Interaction with CARP and Post-Distribution Rules
Once land is placed under CARP compulsory acquisition or voluntary offer-to-sell and a CLOA is issued, the former tenant becomes the owner and the ROFR ceases. However, CLOA holders are prohibited from selling, transferring, or encumbering the land for ten (10) years except by hereditary succession or to the government or Land Bank (RA 6657, Section 27). Any premature sale is void.
For lands retained by the landowner under the five-hectare limit, the ROFR continues to protect any remaining tenants.
Practical Considerations and Compliance Checklist for Landowners
- Issue written notice to the tenant (personal service or registered mail with return card).
- Secure a notarized waiver or affidavit of non-exercise from the tenant if the tenant declines.
- Apply for DAR clearance (Form DAR-LC-1 or equivalent) before executing the deed of sale.
- Register the sale with the Registry of Deeds only after DAR clearance is obtained.
- Retain proof of notice and tenant’s response for at least ten years.
Failure to comply with any step exposes the transaction to annulment and exposes the parties to liability.

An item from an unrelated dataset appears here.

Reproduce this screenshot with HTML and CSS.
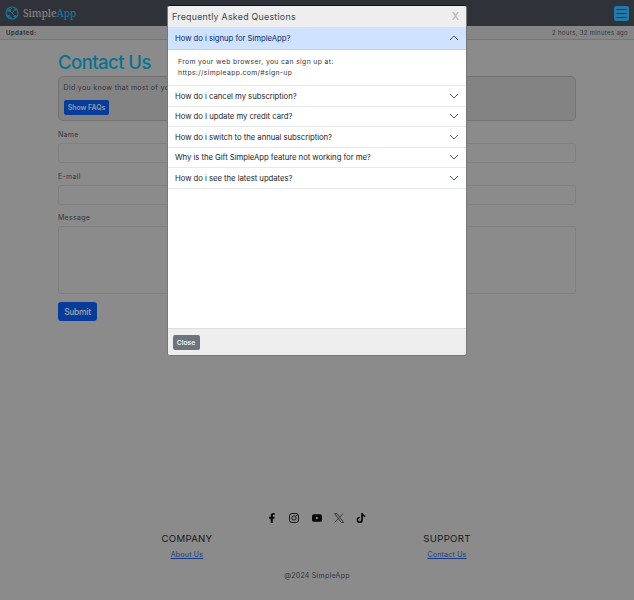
FILE: index.html
```html
<!DOCTYPE html>
<html lang="en">
<head>
<meta charset="utf-8">
<title>SimpleApp - Contact Us</title>
<link rel="stylesheet" href="styles.css">
</head>
<body>
<header class="navbar">
  <div class="brand">
    <svg class="brand-logo" viewBox="0 0 14 14" fill="none" stroke="currentColor"><circle cx="7" cy="7" r="6" stroke-width="1.2"/><path d="M1.500 5.500 4.500 4.500 7 7l3.500-3.800M7 7l3.200 3.600M4.500 4.500l3-3M1.500 8.500l2.500 1.500 3 2.500" stroke-width="1"/><g fill="currentColor" stroke="none"><circle cx="4.500" cy="4.500" r="1.400"/><circle cx="10.300" cy="3.500" r="1"/><circle cx="10" cy="10.300" r="1.200"/><circle cx="4" cy="10" r="1.200"/></g></svg>
    <span class="brand-name">Simple<span class="accent">App</span></span>
  </div>
  <svg class="menu" viewBox="0 0 15 15"><rect width="15" height="15" rx="2" fill="#217aa8"/><path d="M2.500 3.500h10M2.500 7.500h10M2.500 11.500h10" stroke="#30323a" stroke-width="1.200"/></svg>
</header>
<div class="status"><b>Updated:</b><span>2 hours, 32 minutes ago</span></div>
<main class="content">
  <h1>Contact Us</h1>
  <section class="notice">
    <p>Did you know that most of your</p>
    <button class="btn btn-small">Show FAQs</button>
  </section>
  <form class="form">
    <label for="name">Name</label>
    <input id="name" type="text">
    <label for="email">E-mail</label>
    <input id="email" type="email">
    <label for="message">Message</label>
    <textarea id="message"></textarea>
    <button class="btn btn-submit" type="button">Submit</button>
  </form>
</main>
<footer class="footer">
  <div class="social">
    <svg viewBox="0 0 16 16"><path d="M9.300 16V9.100h2.500l.5-3H9.300V4.300c0-.9.4-1.600 1.700-1.600h1.400V.2S11.200 0 10 0C7.500 0 6 1.500 6 3.900v2.200H3.400v3H6V16z"/></svg>
    <svg viewBox="0 0 16 16" stroke="currentColor" stroke-width="1.400"><rect x=".8" y=".8" width="14.400" height="14.400" rx="4" fill="none"/><circle cx="8" cy="8" r="3.400" fill="none"/><circle cx="12.200" cy="3.800" r=".4"/></svg>
    <svg viewBox="0 0 16 16"><path fill-rule="evenodd" d="M3 2h10q3 0 3 3v6q0 3-3 3H3q-3 0-3-3V5q0-3 3-3zm3.400 3.600v4.800L10.600 8z"/></svg>
    <svg viewBox="0 0 16 16" fill="none" stroke="currentColor"><path fill="none" stroke-width="1" d="M1 1h3.800L15.200 15h-3.800zM14.200 1 8.800 7M7 9l-5.800 6"/></svg>
    <svg viewBox="0 0 16 16"><path d="M8.300 0h2.700c.144.715.540 1.617 1.235 2.512C12.895 3.389 13.797 4 15 4v2.500c-1.753 0-3.070-.6-4-1.300V11a5 5 0 1 1-5-5v2.600a2.400 2.400 0 1 0 2.300 2.400z"/></svg>
  </div>
  <div class="columns">
    <div class="column"><h2>COMPANY</h2><a href="#">About Us</a></div>
    <div class="column"><h2>SUPPORT</h2><a href="#">Contact Us</a></div>
  </div>
  <p class="copyright">@2024 SimpleApp</p>
</footer>

<div class="modal" role="dialog" aria-label="Frequently Asked Questions">
  <div class="modal-header"><span>Frequently Asked Questions</span><span class="modal-x">X</span></div>
  <div class="accordion">
    <div class="question open"><span>How do i signup for SimpleApp?</span><svg class="chevron" viewBox="0 0 10 6"><path d="M1 5l4-4 4 4"/></svg></div>
    <div class="answer">From your web browser, you can sign up at:<br>https://simpleapp.com/#sign-up</div>
    <div class="question"><span>How do i cancel my subscription?</span><svg class="chevron" viewBox="0 0 10 6"><path d="M1 1l4 4 4-4"/></svg></div>
    <div class="question"><span>How do I update my credit card?</span><svg class="chevron" viewBox="0 0 10 6"><path d="M1 1l4 4 4-4"/></svg></div>
    <div class="question"><span>How do i switch to the annual subscription?</span><svg class="chevron" viewBox="0 0 10 6"><path d="M1 1l4 4 4-4"/></svg></div>
    <div class="question"><span>Why is the Gift SimpleApp feature not working for me?</span><svg class="chevron" viewBox="0 0 10 6"><path d="M1 1l4 4 4-4"/></svg></div>
    <div class="question"><span>How do i see the latest updates?</span><svg class="chevron" viewBox="0 0 10 6"><path d="M1 1l4 4 4-4"/></svg></div>
  </div>
  <div class="modal-footer"><button class="btn btn-close">Close</button></div>
</div>
</body>
</html>
```
FILE: styles.css
```css
* { box-sizing: border-box; }
body {
  margin: 0;
  height: 600px;
  display: flex;
  flex-direction: column;
  overflow: hidden;
  background: #8b8b8b;
  color: #32353b;
  font-family: Inter, sans-serif;
  font-size: 7px;
  letter-spacing: .27px;
}
h1, h2, p { margin: 0; font-weight: 400; }
button, input, textarea { font: inherit; display: block; }

.navbar {
  flex: none;
  height: 26px;
  padding: 0 5px;
  display: flex;
  align-items: center;
  justify-content: space-between;
  background: #30323a;
}
.brand { display: flex; align-items: center; gap: 4px; color: #15779a; }
.brand-logo { width: 14px; height: 14px; }
.brand-name {
  color: #858585;
  font: 500 10.3px/14px "Noto Serif", "DejaVu Serif", serif;
  letter-spacing: -.15px;
}
.accent { color: #15779a; }
.menu { width: 15px; height: 15px; }

.status {
  flex: none;
  height: 14px;
  padding: 0 6px;
  display: flex;
  align-items: center;
  justify-content: space-between;
  background: #868686;
  border-bottom: 1px solid #767676;
  font-size: 6px;
  letter-spacing: .32px;
}
.status b { letter-spacing: .45px; }

.content { width: 518px; margin: 0 auto; flex: none; }
h1 { height: 36px; padding-top: 10px; font-size: 18.5px; line-height: 24px; font-weight: 500; letter-spacing: -.55px; color: #087391; }
.notice {
  height: 45px;
  padding: 5px;
  background: #838383;
  border: 1px solid #737373;
  border-radius: 5px;
}
.notice p { line-height: 11px; white-space: nowrap; letter-spacing: .33px; margin-left: -.5px; }
.btn {
  padding: 0;
  border: 0;
  border-radius: 2px;
  background: #073c9b;
  color: #929baa;
  letter-spacing: 0;
  text-align: center;
}
.btn-small { width: 45px; height: 15px; margin-top: 7px; font-size: 6.9px; font-weight: 600; }
.form { padding-top: 8px; }
.form label { display: block; height: 14px; line-height: 11px; letter-spacing: .3px; }
.form input, .form textarea {
  width: 100%;
  height: 20px;
  margin: 0 0 7.5px;
  background: transparent;
  border: 1px solid #808080;
  border-radius: 3px;
  resize: none;
}
.form textarea { height: 68px; margin-bottom: 8px; }
.btn-submit { width: 39px; height: 19px; font-size: 8.3px; font-weight: 600; letter-spacing: -.25px; border-radius: 3px; }

.footer { margin-top: auto; height: 87px; }
.social { display: flex; justify-content: center; gap: 12.4px; padding-right: 1px; color: #090909; }
.social svg { width: 10px; height: 10px; fill: currentColor; }
.columns { display: flex; width: 520px; margin: 8px auto 0; }
.column { width: 50%; text-align: center; }
.column h2 { font-size: 9.6px; line-height: 16px; letter-spacing: .3px; color: #15171b; }
.column a { display: block; line-height: 12px; margin-top: 2px; color: #173b81; letter-spacing: .22px; }
.copyright { margin-top: 9px; line-height: 12px; text-align: center; }

.modal {
  position: absolute;
  left: 167px;
  top: 5px;
  width: 300px;
  height: 351px;
  display: flex;
  flex-direction: column;
  overflow: hidden;
  background: #fff;
  border: 1px solid #777;
  border-top-color: #111;
  border-radius: 3px;
}
.modal-header {
  flex: none;
  height: 21px;
  padding: 0 7px 0 4px;
  display: flex;
  align-items: center;
  justify-content: space-between;
  background: #eee;
  font-size: 8.8px;
  letter-spacing: .27px;
  color: #42454d;
}
.modal-x { font-size: 10.5px; font-weight: 500; color: #b5b5b5; letter-spacing: 0; }
.accordion { flex: 1; letter-spacing: 0; }
.question {
  height: 20.5px;
  padding: 0 7.5px 0 7px;
  display: flex;
  align-items: center;
  justify-content: space-between;
  border-bottom: 1px solid #e8e9eb;
  font-size: 7.75px;
  letter-spacing: -.05px;
  color: #212529;
}
.question.open { height: 23px; background: #cfe2ff; border-color: #bcd1ef; color: #052c65; }
.chevron { width: 10px; height: 6px; fill: none; stroke: #394653; stroke-width: .9; }
.answer {
  height: 36px;
  padding: 7px 10px;
  border-bottom: 1px solid #e8e9eb;
  font-size: 6.8px;
  line-height: 10.5px;
  letter-spacing: .36px;
  color: #32353b;
}
.modal-footer { flex: none; height: 27px; padding: 5.5px 4.5px; background: #eee; border-top: 1px solid #ddd; }
.btn-close { width: 27px; height: 15px; background: #6c757d; color: #fff; font-size: 6.8px; font-weight: 500; }
```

The right of first refusal for tenant farmers remains one of the most potent tools of Philippine agrarian justice. It balances the landowner’s right to dispose of property with the tenant’s constitutional entitlement to security of tenure and eventual ownership. Strict adherence to notice requirements, reasonable pricing, and DAR oversight is mandatory. Any attempt to circumvent the right through technicalities or bad-faith transactions has been, and continues to be, struck down by administrative and judicial authorities to uphold the State’s policy of genuine land reform.